The comical way in which politicians state the obvious is one of the tools of their profession and hats off to them for earning a living!
In actual fact Brown is stating that he has the self-confidence to act on his convictions (and build consensus around them) where the alternative is to seek consensus by constantly polling the opinions of his companions.
This is to state that he wishes to be identified with the upward approval curve we associate with (dogmatic) Thatcher rather than the downward approval curve we associate with (diplomatic) Major.

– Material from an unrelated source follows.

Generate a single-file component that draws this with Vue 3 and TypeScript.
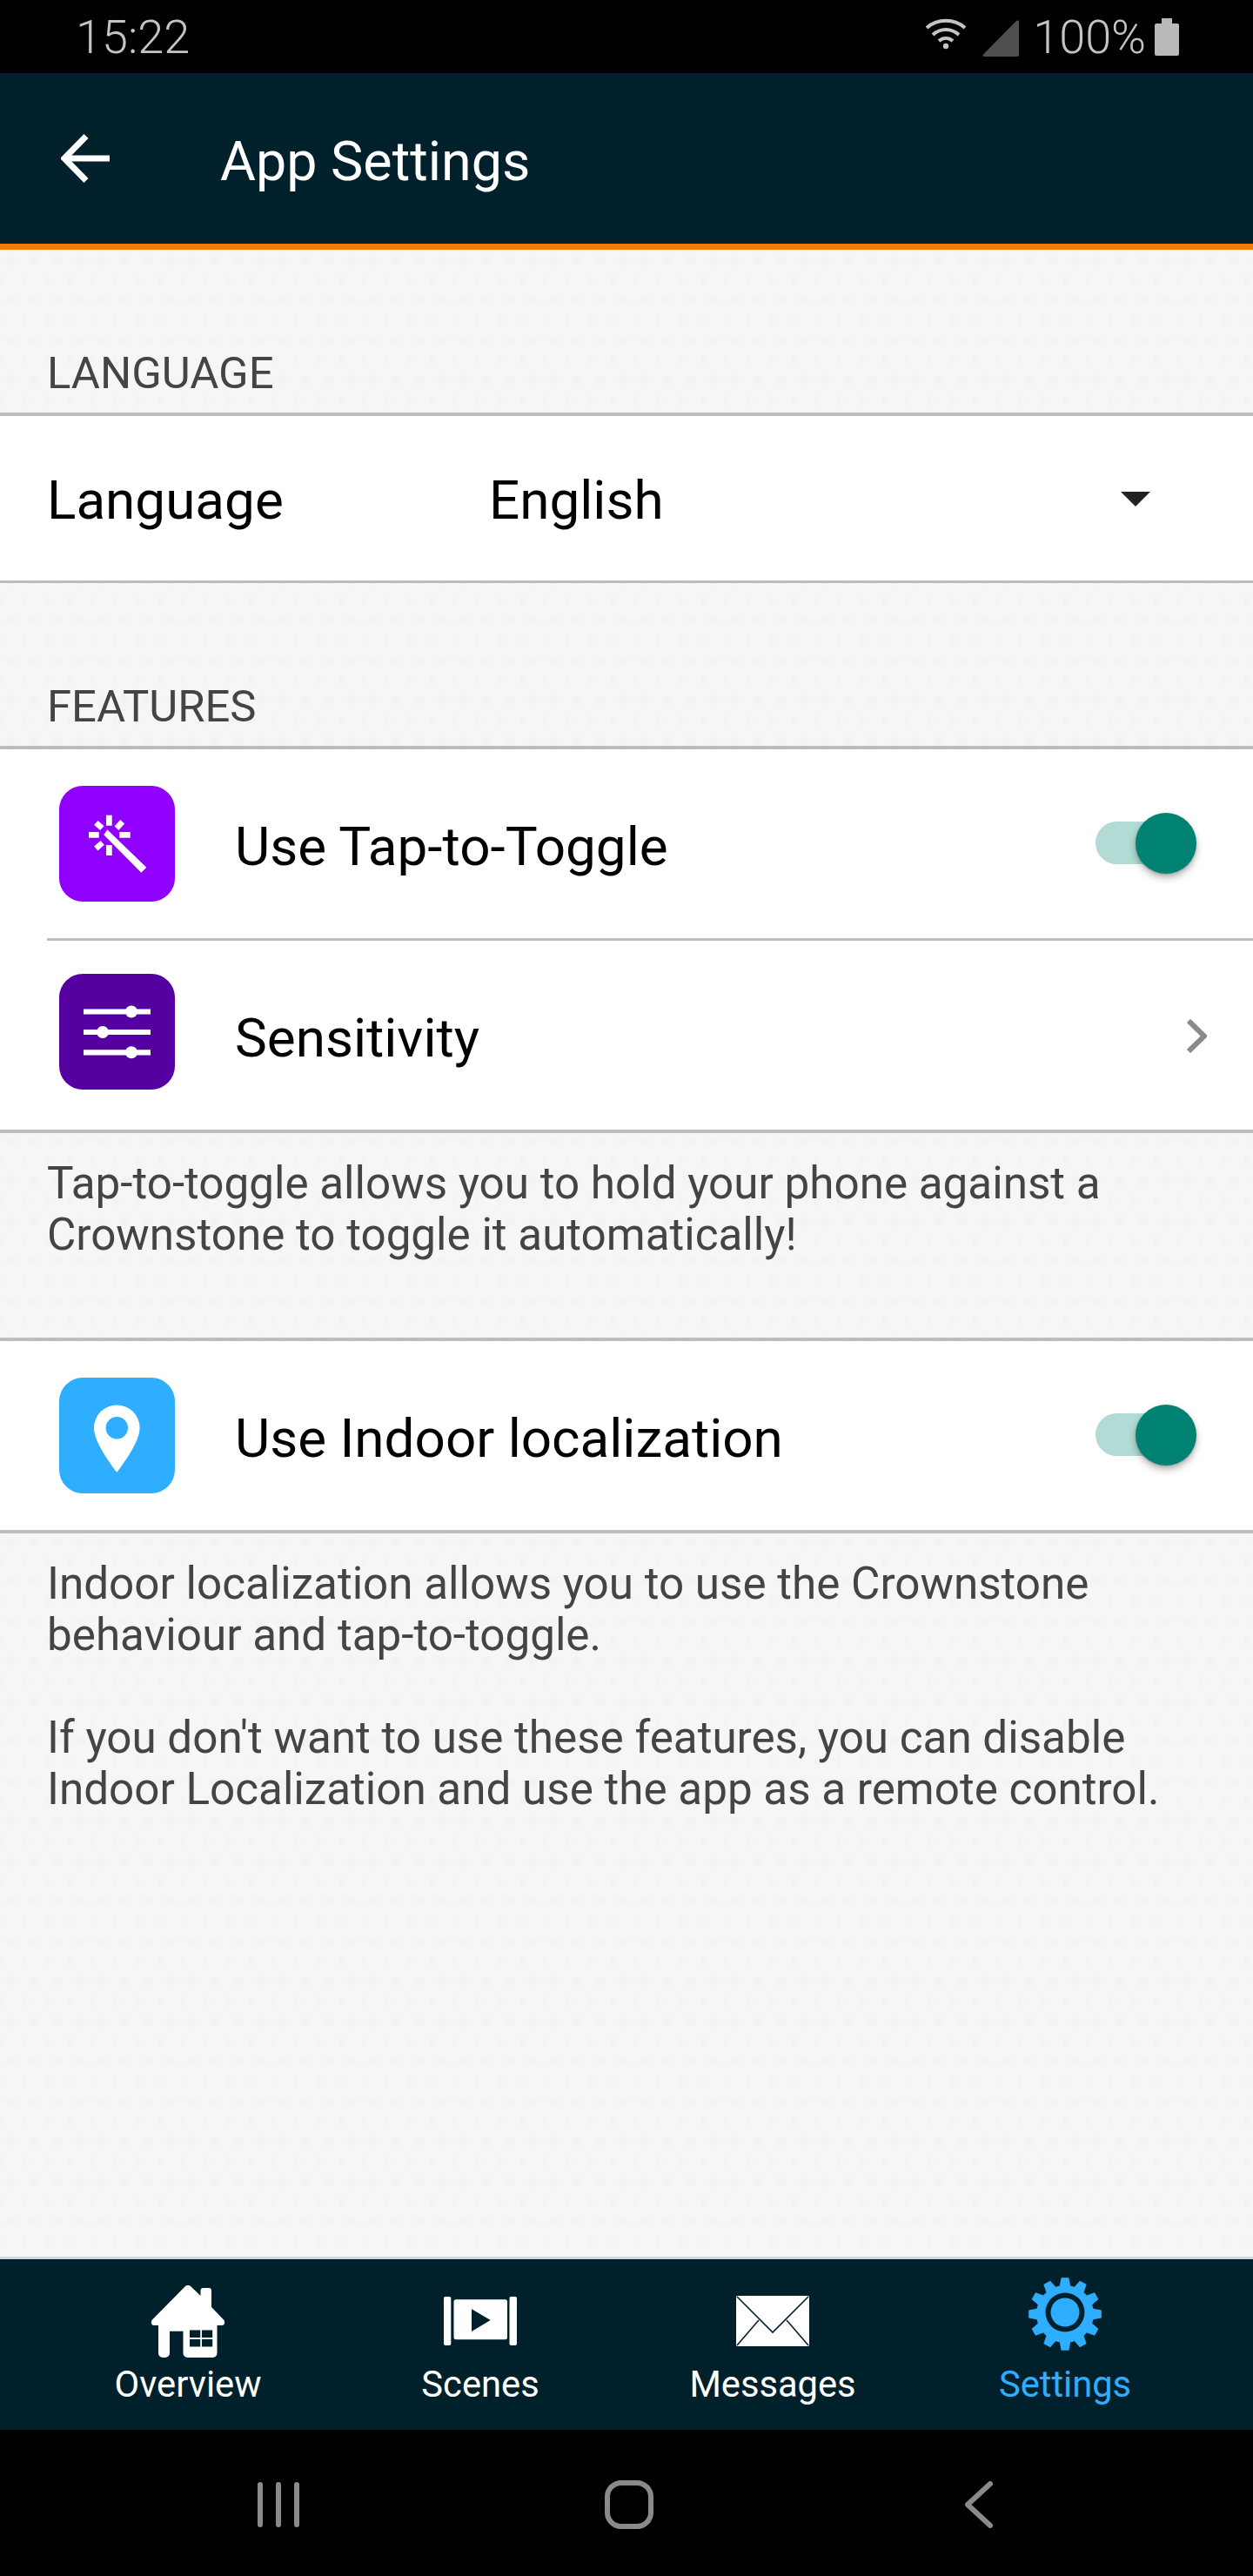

As far as his Labour supporters are concerned, the great fear is that Blair was Thatcher and Brown will be Major. As far as Tories are concerned, the great fear is that Blair was Heath and Brown is Thatcher. As far we the rest of us are concerned, the great fear is that Blair was either Churchill or Eden and Brown will be [... erm, I forget] - This is the issue Brown's conviction conviction is intended to address, isn't it?
Posted by: ^sharp | September 07, 2007 at 09:08 AM
Rob Spear: that was funny. keep them coming please
Posted by: bob | September 08, 2007 at 03:33 PM
He's making a contrived and transparent response to the view that there nothing to chose between mainsteam political parties. Everyone had an opinion on Thatcher and most people over 35 could quote at least one thatcherism, the same cannot be said about Blair, Brown or Cameron.
Contrast this with the 80s when there was genuine public debate about big issues; state v private ownership, individual v collective responsibility, nuclear weapons v disarmamant, etc etc. I can't remember the last time I heard anyone discussing politics in a pub, other than in a way which follows a new lab agenda - so we have pseudo debates about smoking bans, healthy eating, the olymics and other niff naff and trivia, but nothing about how society should actually be run.
Those with long memories will remember what heppened when the previous period of consensus politics (in the 1970s) collapsed.